Given exercise:
Write out the material exactly, with the pictures left out.

========

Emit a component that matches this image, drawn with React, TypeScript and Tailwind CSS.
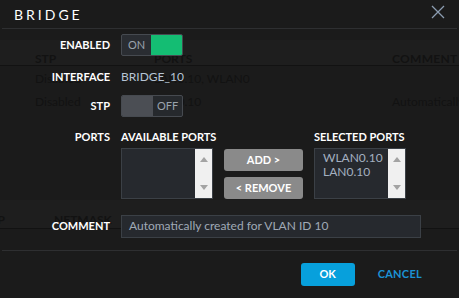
import React from "react";

const font = { fontFamily: "Lato, 'Open Sans', 'Liberation Sans', sans-serif" };

// faint table of the page behind the modal
const Backdrop = () => (
  <div className="pointer-events-none absolute inset-0 text-[12px] text-[#121212]">
    <div className="absolute left-0 right-0 top-[40px] h-[26px] border-b border-[#121212] bg-[#1e1e1e]" />
    <span className="absolute left-[35px] top-[50px] font-bold">STP</span>
    <span className="absolute left-[154px] top-[50px] font-bold">PORTS</span>
    <span className="absolute left-[392px] top-[50px] font-bold tracking-wide">COMMENT</span>
    <span className="absolute left-[35px] top-[70px]">Disabled</span>
    <span className="absolute left-[154px] top-[70px]">LAN0.10, WLAN0</span>
    <span className="absolute left-[35px] top-[93px]">Disabled</span>
    <span className="absolute left-[154px] top-[93px]">LAN0.10</span>
    <span className="absolute left-[392px] top-[93px]">Automatically</span>
    <div className="absolute left-0 right-0 top-[200px] h-[29px] border-b border-[#121212] bg-[#1e1e1e]" />
    <span className="absolute left-[-6px] top-[211px] font-bold">IP</span>
    <span className="absolute left-[54px] top-[211px] font-bold">NETMASK</span>
  </div>
);

const Label = ({ children }: { children: React.ReactNode }) => (
  <div className="w-[110px] shrink-0 text-right text-[11px] font-bold text-white">{children}</div>
);

const ScrollBar = () => (
  <div className="flex w-[17px] shrink-0 flex-col items-center justify-between bg-[#f0f0f0] py-[8px]">
    <svg width="8" height="5" viewBox="0 0 8 5"><path d="M0 5 L4 0 L8 5Z" fill="#a3a3a3" /></svg>
    <svg width="8" height="5" viewBox="0 0 8 5"><path d="M0 0 L4 5 L8 0Z" fill="#a3a3a3" /></svg>
  </div>
);

const ListBox = ({ items }: { items: string[] }) => (
  <div className="flex h-[51px] w-[92px] border border-[#3b4046] bg-[#26292e]">
    <div className="flex-1 pl-[8px] pt-[2px] text-[12px] leading-[14px] text-[#a4b0c0]">
      {items.map((i) => (
        <div key={i}>{i}</div>
      ))}
    </div>
    <ScrollBar />
  </div>
);

export default function App() {
  return (
    <div className="relative h-[298px] w-[459px] overflow-hidden bg-[#1b1b1b]" style={font}>
      <Backdrop />
      <div className="relative flex flex-col">
        {/* header */}
        <div className="mx-[2px] flex h-[29px] items-center justify-between border-b border-[#2e2f31] pl-[12px] pr-[12px]">
          <span className="text-[14px] tracking-[3px] text-white">BRIDGE</span>
          <svg width="14" height="14" viewBox="0 0 14 14" className="-mt-[5px]">
            <path d="M1 1 L13 13 M13 1 L1 13" stroke="#8c9db1" strokeWidth="1.3" />
          </svg>
        </div>

        {/* enabled */}
        <div className="mt-[5px] flex h-[22px] items-center gap-[11px]">
          <Label>ENABLED</Label>
          <div className="flex h-[22px] w-[62px] overflow-hidden rounded-[2px] border border-[#464a50] bg-[#2a2d32]">
            <div className="flex w-[29px] items-center justify-center text-[11px] text-[#9aa3ad]">ON</div>
            <div className="-my-px -mr-px flex-1 rounded-r-[2px] bg-[#14bd73]" />
          </div>
        </div>

        {/* interface */}
        <div className="mt-[10px] flex h-[22px] items-center gap-[11px]">
          <Label>INTERFACE</Label>
          <span className="text-[12px] text-[#b6c4d4]">BRIDGE_10</span>
        </div>

        {/* stp */}
        <div className="mt-[7px] flex h-[22px] items-center gap-[11px]">
          <Label>STP</Label>
          <div className="flex h-[22px] w-[62px] overflow-hidden rounded-[2px] border border-[#464a50] bg-[#26292d]">
            <div className="-my-px -ml-px w-[32px] rounded-l-[2px] bg-[#4b4e54]" />
            <div className="flex flex-1 items-center justify-center text-[11px] text-[#9aa3ad]">OFF</div>
          </div>
        </div>

        {/* ports */}
        <div className="mt-[14px] flex gap-[11px]">
          <div className="w-[110px] shrink-0 text-right text-[11px] font-bold leading-[12px] text-white">PORTS</div>
          <div className="flex flex-col">
            <div className="flex text-[11px] font-bold leading-[12px] text-white">
              <span className="w-[193px]">AVAILABLE PORTS</span>
              <span>SELECTED PORTS</span>
            </div>
            <div className="mt-[5px] flex items-start">
              <ListBox items={[]} />
              <div className="ml-[11px] mr-[11px] flex w-[79px] flex-col gap-[6px] pt-px">
                <button className="h-[22px] rounded-[3px] bg-[#8a8a8a] text-[11px] font-bold text-white">ADD &gt;</button>
                <button className="h-[22px] rounded-[3px] bg-[#8a8a8a] text-[11px] font-bold text-white">&lt; REMOVE</button>
              </div>
              <ListBox items={["WLAN0.10", "LAN0.10"]} />
            </div>
          </div>
        </div>

        {/* comment */}
        <div className="mt-[16px] flex h-[22px] items-center gap-[11px]">
          <Label>COMMENT</Label>
          <div className="flex h-[23px] w-[300px] items-center border border-[#3b4046] bg-[#26292e] px-[7px] text-[12px] text-[#a0a9b6]">
            Automatically created for VLAN ID 10
          </div>
        </div>

        {/* footer */}
        <div className="mx-[2px] mt-[13px] border-t border-[#2e2f31]" />
        <div className="mt-[12px] flex items-center justify-end pr-[37px]">
          <button className="h-[23px] w-[54px] rounded-[3px] bg-[#07a0dc] text-[11px] font-bold text-white">OK</button>
          <span className="ml-[23px] text-[11px] font-bold tracking-wide text-[#1b92d4]">CANCEL</span>
        </div>
      </div>
    </div>
  );
}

========

Final result:
Emit a component that matches this image, drawn with React, TypeScript and Tailwind CSS.
import React from "react";

const font = { fontFamily: "Lato, 'Open Sans', 'Liberation Sans', sans-serif" };

// faint table of the page behind the modal
const Backdrop = () => (
  <div className="pointer-events-none absolute inset-0 text-[12px] text-[#121212]">
    <div className="absolute left-0 right-0 top-[40px] h-[26px] border-b border-[#121212] bg-[#1e1e1e]" />
    <span className="absolute left-[35px] top-[50px] font-bold">STP</span>
    <span className="absolute left-[154px] top-[50px] font-bold">PORTS</span>
    <span className="absolute left-[392px] top-[50px] font-bold tracking-wide">COMMENT</span>
    <span className="absolute left-[35px] top-[70px]">Disabled</span>
    <span className="absolute left-[154px] top-[70px]">LAN0.10, WLAN0</span>
    <span className="absolute left-[35px] top-[93px]">Disabled</span>
    <span className="absolute left-[154px] top-[93px]">LAN0.10</span>
    <span className="absolute left-[392px] top-[93px]">Automatically</span>
    <div className="absolute left-0 right-0 top-[200px] h-[29px] border-b border-[#121212] bg-[#1e1e1e]" />
    <span className="absolute left-[-6px] top-[211px] font-bold">IP</span>
    <span className="absolute left-[54px] top-[211px] font-bold">NETMASK</span>
  </div>
);

const Label = ({ children }: { children: React.ReactNode }) => (
  <div className="w-[110px] shrink-0 text-right text-[11px] font-bold text-white">{children}</div>
);

const ScrollBar = () => (
  <div className="flex w-[17px] shrink-0 flex-col items-center justify-between bg-[#f0f0f0] py-[8px]">
    <svg width="8" height="5" viewBox="0 0 8 5"><path d="M0 5 L4 0 L8 5Z" fill="#a3a3a3" /></svg>
    <svg width="8" height="5" viewBox="0 0 8 5"><path d="M0 0 L4 5 L8 0Z" fill="#a3a3a3" /></svg>
  </div>
);

const ListBox = ({ items }: { items: string[] }) => (
  <div className="flex h-[51px] w-[92px] border border-[#3b4046] bg-[#26292e]">
    <div className="flex-1 pl-[8px] pt-[2px] text-[12px] leading-[14px] text-[#a4b0c0]">
      {items.map((i) => (
        <div key={i}>{i}</div>
      ))}
    </div>
    <ScrollBar />
  </div>
);

export default function App() {
  return (
    <div className="relative h-[298px] w-[459px] overflow-hidden bg-[#1b1b1b]" style={font}>
      <Backdrop />
      <div className="relative flex flex-col">
        {/* header */}
        <div className="mx-[2px] flex h-[29px] items-center justify-between border-b border-[#2e2f31] pl-[12px] pr-[12px]">
          <span className="text-[14px] tracking-[3px] text-white">BRIDGE</span>
          <svg width="14" height="14" viewBox="0 0 14 14" className="-mt-[5px]">
            <path d="M1 1 L13 13 M13 1 L1 13" stroke="#8c9db1" strokeWidth="1.3" />
          </svg>
        </div>

        {/* enabled */}
        <div className="mt-[5px] flex h-[22px] items-center gap-[11px]">
          <Label>ENABLED</Label>
          <div className="flex h-[22px] w-[62px] overflow-hidden rounded-[2px] border border-[#464a50] bg-[#2a2d32]">
            <div className="flex w-[29px] items-center justify-center text-[11px] text-[#9aa3ad]">ON</div>
            <div className="-my-px -mr-px flex-1 rounded-r-[2px] bg-[#14bd73]" />
          </div>
        </div>

        {/* interface */}
        <div className="mt-[10px] flex h-[22px] items-center gap-[11px]">
          <Label>INTERFACE</Label>
          <span className="text-[12px] text-[#b6c4d4]">BRIDGE_10</span>
        </div>

        {/* stp */}
        <div className="mt-[7px] flex h-[22px] items-center gap-[11px]">
          <Label>STP</Label>
          <div className="flex h-[22px] w-[62px] overflow-hidden rounded-[2px] border border-[#464a50] bg-[#26292d]">
            <div className="-my-px -ml-px w-[32px] rounded-l-[2px] bg-[#4b4e54]" />
            <div className="flex flex-1 items-center justify-center text-[11px] text-[#9aa3ad]">OFF</div>
          </div>
        </div>

        {/* ports */}
        <div className="mt-[14px] flex gap-[11px]">
          <div className="w-[110px] shrink-0 text-right text-[11px] font-bold leading-[12px] text-white">PORTS</div>
          <div className="flex flex-col">
            <div className="flex text-[11px] font-bold leading-[12px] text-white">
              <span className="w-[193px]">AVAILABLE PORTS</span>
              <span>SELECTED PORTS</span>
            </div>
            <div className="mt-[5px] flex items-start">
              <ListBox items={[]} />
              <div className="ml-[11px] mr-[11px] flex w-[79px] flex-col gap-[6px] pt-px">
                <button className="h-[22px] rounded-[3px] bg-[#8a8a8a] text-[11px] font-bold text-white">ADD &gt;</button>
                <button className="h-[22px] rounded-[3px] bg-[#8a8a8a] text-[11px] font-bold text-white">&lt; REMOVE</button>
              </div>
              <ListBox items={["WLAN0.10", "LAN0.10"]} />
            </div>
          </div>
        </div>

        {/* comment */}
        <div className="mt-[16px] flex h-[22px] items-center gap-[11px]">
          <Label>COMMENT</Label>
          <div className="flex h-[23px] w-[300px] items-center border border-[#3b4046] bg-[#26292e] px-[7px] text-[12px] text-[#a0a9b6]">
            Automatically created for VLAN ID 10
          </div>
        </div>

        {/* footer */}
        <div className="mx-[2px] mt-[13px] border-t border-[#2e2f31]" />
        <div className="mt-[12px] flex items-center justify-end pr-[37px]">
          <button className="h-[23px] w-[54px] rounded-[3px] bg-[#07a0dc] text-[11px] font-bold text-white">OK</button>
          <span className="ml-[23px] text-[11px] font-bold tracking-wide text-[#1b92d4]">CANCEL</span>
        </div>
      </div>
    </div>
  );
}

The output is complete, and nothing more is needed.